§ **INSTRUCTION**: Below are entries. Pull out all lines containing "components".

(Code that builds pages)
○ ○ ○ ○ ○ ○ ○

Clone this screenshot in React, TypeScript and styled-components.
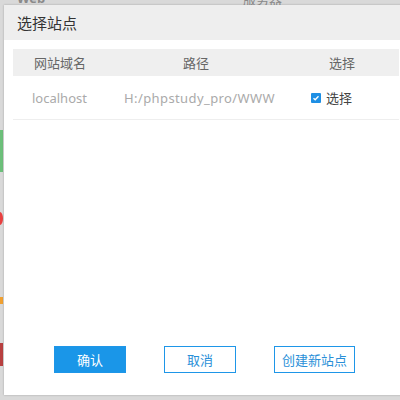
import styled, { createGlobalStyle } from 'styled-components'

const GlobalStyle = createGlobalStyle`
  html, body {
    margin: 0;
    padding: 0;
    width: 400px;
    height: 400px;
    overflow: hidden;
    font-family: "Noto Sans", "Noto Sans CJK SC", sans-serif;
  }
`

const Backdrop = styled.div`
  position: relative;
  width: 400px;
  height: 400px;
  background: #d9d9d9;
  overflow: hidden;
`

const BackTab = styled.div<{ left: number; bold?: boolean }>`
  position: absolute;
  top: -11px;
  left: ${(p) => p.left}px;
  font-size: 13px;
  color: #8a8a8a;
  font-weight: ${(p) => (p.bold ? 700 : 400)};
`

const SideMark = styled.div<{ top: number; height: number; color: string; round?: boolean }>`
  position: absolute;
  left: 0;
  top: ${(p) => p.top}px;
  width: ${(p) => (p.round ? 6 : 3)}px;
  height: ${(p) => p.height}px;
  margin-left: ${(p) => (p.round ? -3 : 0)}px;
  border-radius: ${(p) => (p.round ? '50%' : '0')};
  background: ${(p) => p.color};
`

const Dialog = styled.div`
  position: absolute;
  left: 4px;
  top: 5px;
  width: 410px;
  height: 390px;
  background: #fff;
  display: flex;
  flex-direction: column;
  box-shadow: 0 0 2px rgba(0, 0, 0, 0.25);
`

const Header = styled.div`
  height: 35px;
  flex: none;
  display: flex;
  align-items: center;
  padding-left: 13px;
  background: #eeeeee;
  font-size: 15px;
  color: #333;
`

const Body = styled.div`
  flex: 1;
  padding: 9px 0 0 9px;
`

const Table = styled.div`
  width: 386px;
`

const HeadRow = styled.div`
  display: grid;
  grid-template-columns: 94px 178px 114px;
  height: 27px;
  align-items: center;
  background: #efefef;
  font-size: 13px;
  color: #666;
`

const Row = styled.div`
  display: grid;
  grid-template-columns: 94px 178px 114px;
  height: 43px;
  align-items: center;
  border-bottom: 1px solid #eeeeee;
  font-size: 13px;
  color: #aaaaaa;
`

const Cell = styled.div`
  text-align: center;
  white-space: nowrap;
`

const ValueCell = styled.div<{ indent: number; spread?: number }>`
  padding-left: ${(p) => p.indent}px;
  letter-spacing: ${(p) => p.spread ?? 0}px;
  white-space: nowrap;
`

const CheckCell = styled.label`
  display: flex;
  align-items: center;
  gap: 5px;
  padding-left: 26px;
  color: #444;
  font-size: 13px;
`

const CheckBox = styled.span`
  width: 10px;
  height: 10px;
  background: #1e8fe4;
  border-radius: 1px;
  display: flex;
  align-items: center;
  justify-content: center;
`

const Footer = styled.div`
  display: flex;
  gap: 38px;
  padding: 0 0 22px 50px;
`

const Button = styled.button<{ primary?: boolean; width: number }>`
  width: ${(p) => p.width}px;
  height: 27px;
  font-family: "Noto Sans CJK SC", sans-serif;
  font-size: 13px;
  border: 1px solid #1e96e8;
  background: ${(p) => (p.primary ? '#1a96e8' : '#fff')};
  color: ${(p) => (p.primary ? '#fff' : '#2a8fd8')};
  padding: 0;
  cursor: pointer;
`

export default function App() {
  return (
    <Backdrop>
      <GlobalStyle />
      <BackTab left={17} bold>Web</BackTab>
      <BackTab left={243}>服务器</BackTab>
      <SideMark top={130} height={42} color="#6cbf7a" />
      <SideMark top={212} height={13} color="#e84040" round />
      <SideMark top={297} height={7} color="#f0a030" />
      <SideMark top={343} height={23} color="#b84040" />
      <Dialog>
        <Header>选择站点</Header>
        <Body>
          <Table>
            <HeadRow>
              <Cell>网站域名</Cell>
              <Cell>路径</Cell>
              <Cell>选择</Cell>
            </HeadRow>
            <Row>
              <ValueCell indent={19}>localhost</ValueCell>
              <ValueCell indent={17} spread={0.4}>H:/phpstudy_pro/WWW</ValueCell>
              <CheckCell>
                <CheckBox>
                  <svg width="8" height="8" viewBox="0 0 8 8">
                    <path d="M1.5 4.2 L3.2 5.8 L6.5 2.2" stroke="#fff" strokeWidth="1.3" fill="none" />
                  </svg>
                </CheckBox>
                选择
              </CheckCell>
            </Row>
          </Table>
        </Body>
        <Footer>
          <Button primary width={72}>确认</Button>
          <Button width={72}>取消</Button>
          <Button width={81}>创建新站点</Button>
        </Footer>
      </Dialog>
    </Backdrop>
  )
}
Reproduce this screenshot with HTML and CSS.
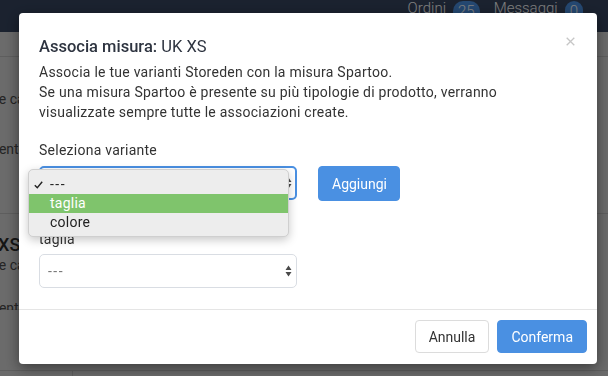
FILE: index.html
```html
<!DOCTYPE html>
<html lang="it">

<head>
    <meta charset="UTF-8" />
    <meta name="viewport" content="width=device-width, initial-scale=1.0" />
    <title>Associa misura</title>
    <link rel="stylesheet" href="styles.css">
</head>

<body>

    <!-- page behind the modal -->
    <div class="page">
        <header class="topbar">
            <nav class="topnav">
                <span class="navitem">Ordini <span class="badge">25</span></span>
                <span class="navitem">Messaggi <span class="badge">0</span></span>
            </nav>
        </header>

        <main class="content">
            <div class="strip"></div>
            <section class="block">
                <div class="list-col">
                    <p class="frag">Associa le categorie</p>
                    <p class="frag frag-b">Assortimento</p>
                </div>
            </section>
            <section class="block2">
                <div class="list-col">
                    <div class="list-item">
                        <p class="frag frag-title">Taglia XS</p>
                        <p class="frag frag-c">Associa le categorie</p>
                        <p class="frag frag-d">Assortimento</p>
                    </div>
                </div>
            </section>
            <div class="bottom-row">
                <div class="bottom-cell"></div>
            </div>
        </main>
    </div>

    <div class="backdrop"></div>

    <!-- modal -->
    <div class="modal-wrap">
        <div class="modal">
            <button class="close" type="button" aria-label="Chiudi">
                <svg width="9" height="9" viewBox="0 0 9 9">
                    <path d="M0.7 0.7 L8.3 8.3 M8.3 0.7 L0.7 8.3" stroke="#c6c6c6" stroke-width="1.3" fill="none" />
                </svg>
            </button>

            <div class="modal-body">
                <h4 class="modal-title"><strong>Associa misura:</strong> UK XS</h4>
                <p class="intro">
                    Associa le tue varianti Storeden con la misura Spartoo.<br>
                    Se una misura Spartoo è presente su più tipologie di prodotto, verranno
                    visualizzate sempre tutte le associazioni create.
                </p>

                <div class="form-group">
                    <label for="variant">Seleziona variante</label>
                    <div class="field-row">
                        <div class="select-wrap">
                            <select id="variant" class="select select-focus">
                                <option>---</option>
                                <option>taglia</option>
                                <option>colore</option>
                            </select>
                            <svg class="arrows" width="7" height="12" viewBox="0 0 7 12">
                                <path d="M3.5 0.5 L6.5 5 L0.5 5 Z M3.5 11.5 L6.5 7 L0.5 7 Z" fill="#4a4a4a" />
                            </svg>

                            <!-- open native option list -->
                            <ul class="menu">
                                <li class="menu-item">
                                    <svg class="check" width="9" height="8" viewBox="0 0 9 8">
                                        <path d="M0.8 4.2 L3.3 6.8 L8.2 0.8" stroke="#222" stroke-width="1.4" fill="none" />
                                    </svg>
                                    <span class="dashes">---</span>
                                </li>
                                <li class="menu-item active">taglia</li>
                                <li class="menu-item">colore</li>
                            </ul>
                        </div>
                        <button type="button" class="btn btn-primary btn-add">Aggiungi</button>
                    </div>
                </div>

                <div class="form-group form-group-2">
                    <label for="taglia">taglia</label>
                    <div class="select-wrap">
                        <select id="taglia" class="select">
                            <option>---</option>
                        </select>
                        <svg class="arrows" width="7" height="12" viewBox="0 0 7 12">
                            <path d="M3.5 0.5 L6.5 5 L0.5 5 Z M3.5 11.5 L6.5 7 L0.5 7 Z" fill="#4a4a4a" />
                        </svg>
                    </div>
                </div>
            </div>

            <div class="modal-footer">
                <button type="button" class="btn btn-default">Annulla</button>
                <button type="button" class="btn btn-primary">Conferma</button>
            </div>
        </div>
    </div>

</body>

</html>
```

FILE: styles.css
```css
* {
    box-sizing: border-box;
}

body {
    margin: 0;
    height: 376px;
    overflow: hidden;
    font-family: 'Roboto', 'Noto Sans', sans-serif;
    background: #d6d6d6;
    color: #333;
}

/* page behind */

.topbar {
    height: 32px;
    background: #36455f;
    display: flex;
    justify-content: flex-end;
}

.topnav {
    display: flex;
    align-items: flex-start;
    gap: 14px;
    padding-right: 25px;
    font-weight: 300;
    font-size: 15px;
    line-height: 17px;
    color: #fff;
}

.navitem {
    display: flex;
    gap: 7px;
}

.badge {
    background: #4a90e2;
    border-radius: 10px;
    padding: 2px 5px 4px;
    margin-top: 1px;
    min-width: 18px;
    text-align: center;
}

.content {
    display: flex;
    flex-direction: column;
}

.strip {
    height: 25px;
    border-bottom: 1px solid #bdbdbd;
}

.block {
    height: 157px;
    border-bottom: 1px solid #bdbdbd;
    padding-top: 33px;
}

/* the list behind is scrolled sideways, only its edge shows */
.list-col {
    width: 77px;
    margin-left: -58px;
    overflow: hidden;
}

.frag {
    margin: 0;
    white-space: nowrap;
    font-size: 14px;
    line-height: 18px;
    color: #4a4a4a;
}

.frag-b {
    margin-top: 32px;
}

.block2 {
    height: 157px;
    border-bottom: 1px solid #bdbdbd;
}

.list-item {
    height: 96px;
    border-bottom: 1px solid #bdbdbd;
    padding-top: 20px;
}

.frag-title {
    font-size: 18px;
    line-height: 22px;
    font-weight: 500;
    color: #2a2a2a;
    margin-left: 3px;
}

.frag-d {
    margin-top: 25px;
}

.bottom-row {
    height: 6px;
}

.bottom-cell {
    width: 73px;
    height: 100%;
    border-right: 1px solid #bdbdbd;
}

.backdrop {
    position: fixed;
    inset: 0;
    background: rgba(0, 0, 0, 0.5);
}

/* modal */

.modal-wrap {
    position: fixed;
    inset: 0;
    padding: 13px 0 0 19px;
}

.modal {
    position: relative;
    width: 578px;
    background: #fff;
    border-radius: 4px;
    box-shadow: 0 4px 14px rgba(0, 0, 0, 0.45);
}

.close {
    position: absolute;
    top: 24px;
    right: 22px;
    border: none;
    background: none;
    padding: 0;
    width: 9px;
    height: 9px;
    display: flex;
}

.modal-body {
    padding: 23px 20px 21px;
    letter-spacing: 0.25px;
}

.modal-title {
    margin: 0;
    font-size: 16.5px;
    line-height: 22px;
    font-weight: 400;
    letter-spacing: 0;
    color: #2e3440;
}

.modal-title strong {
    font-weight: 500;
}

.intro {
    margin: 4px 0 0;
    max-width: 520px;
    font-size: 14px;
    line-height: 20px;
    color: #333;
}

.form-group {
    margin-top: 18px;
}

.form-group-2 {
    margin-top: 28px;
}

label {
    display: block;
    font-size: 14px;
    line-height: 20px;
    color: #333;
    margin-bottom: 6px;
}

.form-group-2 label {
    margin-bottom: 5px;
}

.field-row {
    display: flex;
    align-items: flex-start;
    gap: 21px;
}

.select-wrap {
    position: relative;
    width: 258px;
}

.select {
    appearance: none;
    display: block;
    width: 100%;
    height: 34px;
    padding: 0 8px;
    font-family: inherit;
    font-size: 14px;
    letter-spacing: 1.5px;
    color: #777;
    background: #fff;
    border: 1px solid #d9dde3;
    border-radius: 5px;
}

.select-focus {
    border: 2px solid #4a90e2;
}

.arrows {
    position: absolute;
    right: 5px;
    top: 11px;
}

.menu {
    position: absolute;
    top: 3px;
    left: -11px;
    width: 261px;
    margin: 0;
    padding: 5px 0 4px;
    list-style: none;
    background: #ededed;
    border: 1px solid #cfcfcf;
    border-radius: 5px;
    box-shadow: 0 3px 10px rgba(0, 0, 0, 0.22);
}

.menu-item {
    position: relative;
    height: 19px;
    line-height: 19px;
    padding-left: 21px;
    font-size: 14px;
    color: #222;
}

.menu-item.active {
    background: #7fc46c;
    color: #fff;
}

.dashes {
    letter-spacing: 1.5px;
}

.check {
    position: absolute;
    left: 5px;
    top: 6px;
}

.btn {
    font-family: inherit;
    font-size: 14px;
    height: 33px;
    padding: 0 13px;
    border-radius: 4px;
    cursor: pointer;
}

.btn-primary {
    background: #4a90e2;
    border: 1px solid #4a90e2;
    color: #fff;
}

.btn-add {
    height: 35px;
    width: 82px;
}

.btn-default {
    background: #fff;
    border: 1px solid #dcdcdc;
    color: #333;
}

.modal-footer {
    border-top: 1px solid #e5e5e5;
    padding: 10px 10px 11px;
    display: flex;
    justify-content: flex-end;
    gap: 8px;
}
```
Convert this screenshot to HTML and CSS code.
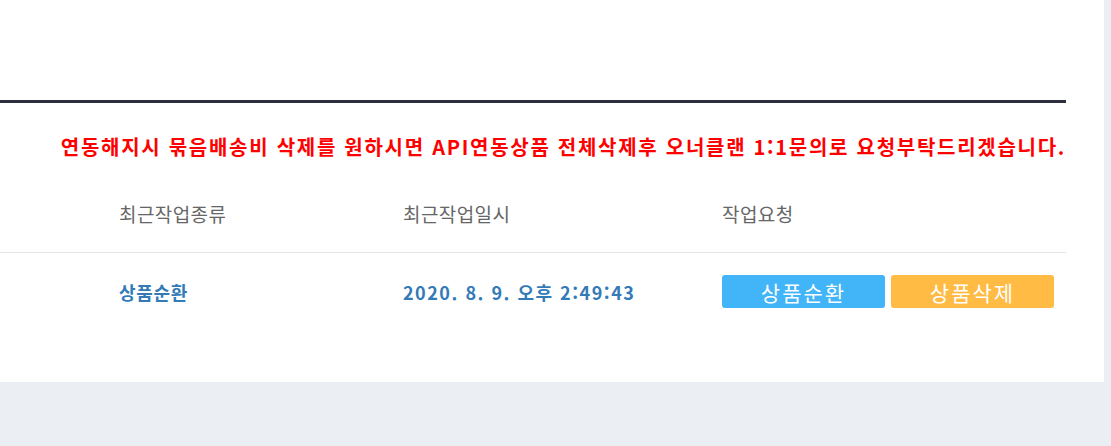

○ ○ ○ ○ ○ ○ ○

§ **FULL ANSWER**:
Clone this screenshot in React, TypeScript and styled-components.
import styled, { createGlobalStyle } from 'styled-components'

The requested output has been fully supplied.